June 17th is National Eat Your Vegetables Day. We know that getting kids to eat healthy foods such as vegetables can be a challenge for parents. But promoting healthy nutrition and a healthy lifestyle for children and adolescents is important to prevent childhood obesity and establish healthy habits that last into adulthood. To learn more about challenges to healthy eating for youth in Chicago, Ann & Robert H. Lurie Children’s Hospital of Chicago and the Chicago Department of Public Health (CDPH) teamed up on the 2017-18 Healthy Chicago Survey, J. In this report, we share results about challenges Chicago parents face in getting their children to eat a healthy foods.
In Chicago, children have higher obesity and overweight rates than the national rates. Furthermore, across the United States, childhood obesity rates have increased from 14% in 1999-2000 to 19% in 2015-2016. Given these findings, it is understandable that childhood obesity was ranked as the second biggest health problem facing Chicago youth by adults in the city.
In Chicago, WIC provides nutrition education and one-on-one counseling to families with children under 5 years old, as well as vouchers for whole grains, dairy, protein, fruit, and vegetables. Research suggests that participating in WIC has a positive impact on children’s nutrition. SNAP also provides nutrition benefits to supplement the food budget of eligible families.
Among parents in our survey, 68% reported at least one challenge to healthy eating for their children.
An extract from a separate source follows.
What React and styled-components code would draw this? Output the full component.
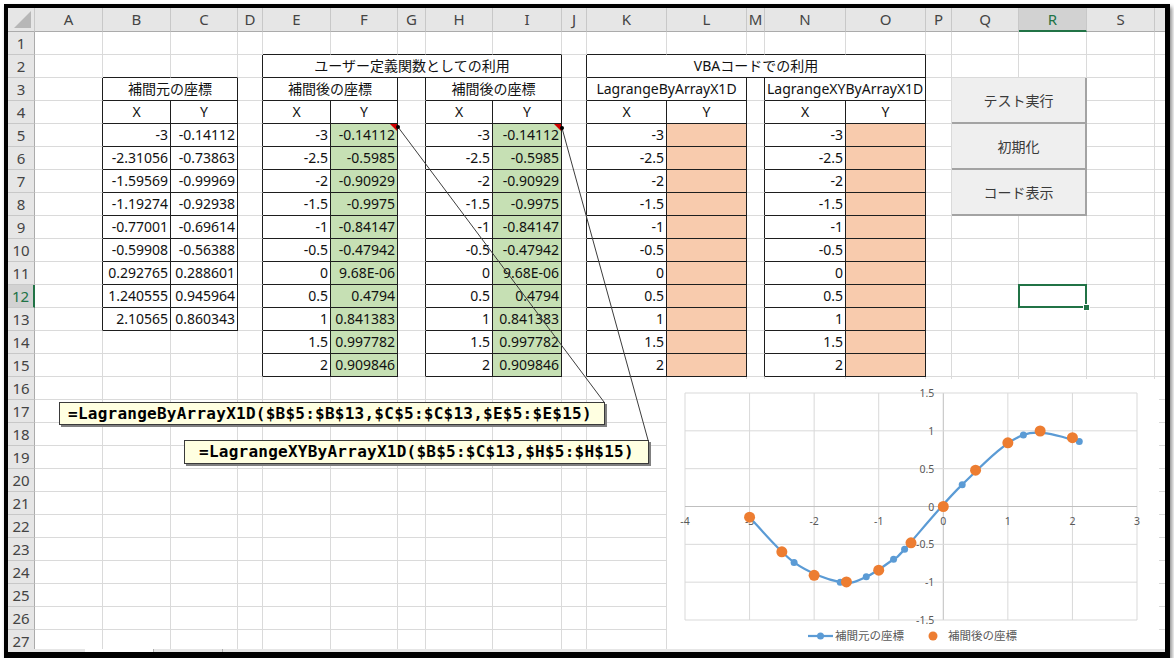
import styled, { createGlobalStyle } from 'styled-components';

const GlobalStyle = createGlobalStyle`
  html, body {
    margin: 0;
    padding: 0;
    background: #fff;
  }
  body {
    font-family: "Noto Sans", "Noto Sans CJK JP", sans-serif;
  }
`;

// column T is only a sliver at the right edge, its letter is out of view
const COLS = [
  ['A', 68], ['B', 68], ['C', 67], ['D', 25], ['E', 68], ['F', 67], ['G', 28],
  ['H', 67], ['I', 69], ['J', 25], ['K', 80], ['L', 80], ['M', 18], ['N', 81],
  ['O', 80], ['P', 26], ['Q', 67], ['R', 68], ['S', 68], ['', 68],
];
const ROWS = 27;
const SEL = { row: 12, col: 17 };

const FILLS = { green: '#c6e0b4', orange: '#f8cbad' };

// bordered table regions: [rowFrom, rowTo, colFrom, colTo]
const BOXES = [
  [3, 13, 1, 2],
  [2, 2, 4, 8],
  [3, 15, 4, 5],
  [3, 15, 7, 8],
  [2, 2, 10, 14],
  [3, 15, 10, 11],
  [3, 15, 13, 14],
];
const boxed = (r, c) =>
  BOXES.some(([r1, r2, c1, c2]) => r >= r1 && r <= r2 && c >= c1 && c <= c2);

const SRC = [
  ['-3', '-0.14112'], ['-2.31056', '-0.73863'], ['-1.59569', '-0.99969'],
  ['-1.19274', '-0.92938'], ['-0.77001', '-0.69614'], ['-0.59908', '-0.56388'],
  ['0.292765', '0.288601'], ['1.240555', '0.945964'], ['2.10565', '0.860343'],
];
const OUT = [
  ['-3', '-0.14112'], ['-2.5', '-0.5985'], ['-2', '-0.90929'], ['-1.5', '-0.9975'],
  ['-1', '-0.84147'], ['-0.5', '-0.47942'], ['0', '9.68E-06'], ['0.5', '0.4794'],
  ['1', '0.841383'], ['1.5', '0.997782'], ['2', '0.909846'],
];

const cells = {};
const put = (r, c, text, extra = {}) => {
  cells[`${r}:${c}`] = { text, align: 'right', span: 1, ...extra };
};

put(2, 4, 'ユーザー定義関数としての利用', { span: 5, align: 'center' });
put(2, 10, 'VBAコードでの利用', { span: 5, align: 'center' });
put(3, 1, '補間元の座標', { span: 2, align: 'center' });
put(3, 4, '補間後の座標', { span: 2, align: 'center' });
put(3, 7, '補間後の座標', { span: 2, align: 'center' });
put(3, 10, 'LagrangeByArrayX1D', { span: 2, align: 'center' });
put(3, 13, 'LagrangeXYByArrayX1D', { span: 2, align: 'center' });
[1, 4, 7, 10, 13].forEach((c) => {
  put(4, c, 'X', { align: 'center' });
  put(4, c + 1, 'Y', { align: 'center' });
});
SRC.forEach(([x, y], i) => {
  put(5 + i, 1, x);
  put(5 + i, 2, y);
});
OUT.forEach(([x, y], i) => {
  const comment = i === 0;
  put(5 + i, 4, x);
  put(5 + i, 5, y, { fill: 'green', comment });
  put(5 + i, 7, x);
  put(5 + i, 8, y, { fill: 'green', comment });
  put(5 + i, 10, x);
  put(5 + i, 11, '', { fill: 'orange' });
  put(5 + i, 13, x);
  put(5 + i, 14, '', { fill: 'orange' });
});

const Frame = styled.div`
  margin: 4px 0 0 4px;
  width: 1157px;
  border: solid #000;
  border-width: 4px 5px 6px 4px;
  box-shadow: 2px 3px 4px rgba(0, 0, 0, 0.45);
  background: #fff;
`;

const Sheet = styled.div`
  position: relative;
  display: grid;
  grid-template-columns: 27px ${COLS.map(([, w]) => `${w}px`).join(' ')};
  grid-template-rows: 24px repeat(${ROWS}, 23px);
  height: 641px;
  overflow: hidden;
`;

const Corner = styled.div`
  position: relative;
  background: #e6e6e6;
  border-right: 1px solid #c8c8c8;
  border-bottom: 1px solid #ababab;
  box-sizing: border-box;
  &::after {
    content: '';
    position: absolute;
    right: 3px;
    bottom: 3px;
    border-style: solid;
    border-width: 0 0 17px 17px;
    border-color: transparent transparent #b7b7b7 transparent;
  }
`;

const ColHead = styled.div`
  box-sizing: border-box;
  background: ${(p) => (p.$active ? '#d2d2d2' : '#e6e6e6')};
  color: ${(p) => (p.$active ? '#217346' : '#444')};
  border-right: 1px solid #c8c8c8;
  border-bottom: ${(p) => (p.$active ? '2px solid #217346' : '1px solid #ababab')};
  font-size: 15px;
  line-height: 23px;
  text-align: center;
  overflow: hidden;
`;

const RowHead = styled.div`
  box-sizing: border-box;
  background: ${(p) => (p.$active ? '#d2d2d2' : '#e6e6e6')};
  color: ${(p) => (p.$active ? '#217346' : '#444')};
  border-right: ${(p) => (p.$active ? '2px solid #217346' : '1px solid #ababab')};
  border-bottom: 1px solid #c8c8c8;
  font-size: 15px;
  line-height: 22px;
  text-align: center;
`;

const Cell = styled.div`
  grid-column: span ${(p) => p.$span};
  position: relative;
  box-sizing: border-box;
  padding: 0 2px;
  background: ${(p) => FILLS[p.$fill] || '#fff'};
  border-right: 1px solid ${(p) => (p.$rightLine ? '#1e1e1e' : '#dadada')};
  border-bottom: 1px solid ${(p) => (p.$bottomLine ? '#1e1e1e' : '#dadada')};
  color: #111;
  font-size: 14px;
  line-height: 22px;
  text-align: ${(p) => p.$align};
  white-space: nowrap;

  ${(p) =>
    p.$comment &&
    `
    &::after {
      content: '';
      position: absolute;
      top: 0;
      right: 0;
      z-index: 1;
      border-style: solid;
      border-width: 0 7px 7px 0;
      border-color: transparent #d00000 transparent transparent;
    }
  `}

  ${(p) =>
    p.$selected &&
    `
    &::before {
      content: '';
      position: absolute;
      inset: -1px -1px -1px -1px;
      z-index: 2;
      border: 2px solid #217346;
    }
    &::after {
      content: '';
      position: absolute;
      right: -4px;
      bottom: -4px;
      z-index: 3;
      width: 5px;
      height: 5px;
      background: #217346;
      border: 1px solid #fff;
    }
  `}
`;

const Leaders = styled.svg`
  position: absolute;
  left: 0;
  top: 0;
  z-index: 4;
  pointer-events: none;
`;

const Note = styled.div`
  position: absolute;
  z-index: 5;
  box-sizing: border-box;
  background: #ffffe1;
  border: 1px solid #3a3a3a;
  box-shadow: 2px 2px 0 #808080;
  font-family: "DejaVu Sans Mono", "Noto Sans CJK JP", monospace;
  font-weight: 700;
  font-size: 16px;
  letter-spacing: 0.25px;
  color: #000;
  white-space: nowrap;
`;

const ByArrayNote = styled(Note)`
  left: 51px;
  top: 394px;
  width: 546px;
  height: 23px;
  padding-left: 8px;
  line-height: 21px;
`;

const XYNote = styled(Note)`
  left: 176px;
  top: 432px;
  width: 465px;
  height: 24px;
  padding-left: 14px;
  line-height: 22px;
`;

const ButtonStack = styled.div`
  position: absolute;
  left: 944px;
  top: 70px;
  z-index: 5;
  display: flex;
  flex-direction: column;
  width: 135px;
`;

const MacroButton = styled.button`
  height: 46px;
  box-sizing: border-box;
  background: #efefef;
  border: none;
  border-right: 2px solid #a3a3a3;
  border-bottom: 2px solid #a3a3a3;
  color: #3a3a3a;
  font-family: "Noto Sans CJK JP", sans-serif;
  font-size: 14px;
  padding: 0;
  cursor: pointer;
`;

const ChartBox = styled.div`
  position: absolute;
  left: 659px;
  top: 371px;
  z-index: 3;
  width: 492px;
  height: 280px;
  background: #fff;
`;

const TabBar = styled.div`
  height: 3px;
  display: flex;
  padding-left: 77px;
  background: #e6e6e6;
  overflow: hidden;
`;

const SheetTab = styled.div`
  width: 68px;
  background: ${(p) => (p.$active ? '#fff' : 'transparent')};
  border-right: 1px solid #b0b0b0;
  color: ${(p) => (p.$active ? '#217346' : '#444')};
  font-size: 14px;
  line-height: 18px;
  text-align: center;
`;

const PLOT = { left: 18, right: 470, top: 14, bottom: 241 };
const sx = (x) => PLOT.left + ((x + 4) * (PLOT.right - PLOT.left)) / 7;
const sy = (y) => PLOT.top + ((1.5 - y) * (PLOT.bottom - PLOT.top)) / 3;

const smoothPath = (pts) => {
  const p = pts.map(([x, y]) => [sx(x), sy(y)]);
  const f = (v) => v.map((n) => n.toFixed(2)).join(',');
  let d = `M${f(p[0])}`;
  for (let i = 0; i < p.length - 1; i++) {
    const p0 = p[i - 1] || p[i];
    const p1 = p[i];
    const p2 = p[i + 1];
    const p3 = p[i + 2] || p2;
    const c1 = [p1[0] + (p2[0] - p0[0]) / 6, p1[1] + (p2[1] - p0[1]) / 6];
    const c2 = [p2[0] - (p3[0] - p1[0]) / 6, p2[1] - (p3[1] - p1[1]) / 6];
    d += ` C${f(c1)} ${f(c2)} ${f(p2)}`;
  }
  return d;
};

function Chart() {
  const src = SRC.map(([x, y]) => [Number(x), Number(y)]);
  const out = OUT.map(([x, y]) => [Number(x), Number(y)]);
  const xs = [-4, -3, -2, -1, 0, 1, 2, 3];
  const ys = [1.5, 1, 0.5, 0, -0.5, -1, -1.5];
  const label = { fontSize: 10.5, fill: '#595959', fontFamily: '"Noto Sans", sans-serif' };
  const legend = { fontSize: 11.5, fill: '#595959', fontFamily: '"Noto Sans CJK JP", sans-serif' };

  return (
    <ChartBox>
      <svg width="492" height="280">
        {xs.map((x) => (
          <line key={`vx${x}`} x1={sx(x)} x2={sx(x)} y1={PLOT.top} y2={PLOT.bottom}
            stroke={x === 0 ? '#bfbfbf' : '#d9d9d9'} strokeWidth="1" />
        ))}
        {ys.map((y) => (
          <line key={`hy${y}`} x1={PLOT.left} x2={PLOT.right} y1={sy(y)} y2={sy(y)}
            stroke={y === 0 ? '#bfbfbf' : '#d9d9d9'} strokeWidth="1" />
        ))}
        {xs.map((x) => (
          <text key={`lx${x}`} x={sx(x)} y={sy(0) + 18} textAnchor="middle" {...label}>{x}</text>
        ))}
        {ys.map((y) => (
          <text key={`ly${y}`} x={sx(0) - 9} y={sy(y) + 4} textAnchor="end" {...label}>{y}</text>
        ))}
        <path d={smoothPath(src)} fill="none" stroke="#5b9bd5" strokeWidth="2.25" />
        {src.map(([x, y]) => (
          <circle key={`s${x}`} cx={sx(x)} cy={sy(y)} r="3.5" fill="#5b9bd5" />
        ))}
        {out.map(([x, y]) => (
          <circle key={`o${x}`} cx={sx(x)} cy={sy(y)} r="5.5" fill="#ed7d31" />
        ))}
        <line x1="141" x2="166" y1="257" y2="257" stroke="#5b9bd5" strokeWidth="2.25" />
        <circle cx="153.5" cy="257" r="3.5" fill="#5b9bd5" />
        <text x="168" y="261" {...legend}>補間元の座標</text>
        <circle cx="266" cy="257" r="4.5" fill="#ed7d31" />
        <text x="281" y="261" {...legend}>補間後の座標</text>
      </svg>
    </ChartBox>
  );
}

function SheetRow({ r }) {
  const out = [
    <RowHead key="h" $active={r === SEL.row}>{r}</RowHead>,
  ];
  let c = 0;
  while (c < COLS.length) {
    const cell = cells[`${r}:${c}`] || { text: '', align: 'left', span: 1 };
    const last = c + cell.span - 1;
    out.push(
      <Cell
        key={c}
        $span={cell.span}
        $align={cell.align}
        $fill={cell.fill}
        $comment={cell.comment}
        $selected={r === SEL.row && c === SEL.col}
        $rightLine={boxed(r, last) || boxed(r, last + 1)}
        $bottomLine={boxed(r, c) || boxed(r + 1, c)}
      >
        {cell.text}
      </Cell>
    );
    c += cell.span;
  }
  return out;
}

function App() {
  const rows = Array.from({ length: ROWS }, (_, i) => i + 1);
  return (
    <>
      <GlobalStyle />
      <Frame>
        <Sheet>
          <Corner />
          {COLS.map(([name], i) => (
            <ColHead key={i} $active={i === SEL.col}>{name}</ColHead>
          ))}
          {rows.map((r) => (
            <SheetRow key={r} r={r} />
          ))}

          <Chart />

          <Leaders width="1157" height="641">
            <line x1="390" y1="119" x2="596" y2="394" stroke="#3c3c3c" strokeWidth="1" />
            <line x1="554" y1="120" x2="640" y2="432" stroke="#3c3c3c" strokeWidth="1" />
            <circle cx="390" cy="119" r="2" fill="#000" />
            <circle cx="554" cy="120" r="2" fill="#000" />
          </Leaders>

          <ByArrayNote>=LagrangeByArrayX1D($B$5:$B$13,$C$5:$C$13,$E$5:$E$15)</ByArrayNote>
          <XYNote>=LagrangeXYByArrayX1D($B$5:$C$13,$H$5:$H$15)</XYNote>

          <ButtonStack>
            <MacroButton>テスト実行</MacroButton>
            <MacroButton>初期化</MacroButton>
            <MacroButton>コード表示</MacroButton>
          </ButtonStack>
        </Sheet>
        <TabBar>
          <SheetTab $active>Sheet1</SheetTab>
          <SheetTab>Sheet2</SheetTab>
        </TabBar>
      </Frame>
    </>
  );
}

export default App;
The top three challenges to healthy eating reported by parents were the time it takes for family meals (36%), the cost of healthy foods (33%), and the time it takes to prepare healthy foods (26%).
It can be hard for families who are balancing school, activities, parents’ and other caregivers’ schedules, and other obligations to find the time to sit down to eat a meal together. However, family meals have been shown to have positive associations not only for children’s diet and weight, but also for their mental health.
Younger parents (18-29 years old) were more likely to say that the cost of healthy food was a challenge to healthy eating for their children (42%) than parents who were 30-44 years old (33%) or 45+ years old (24%).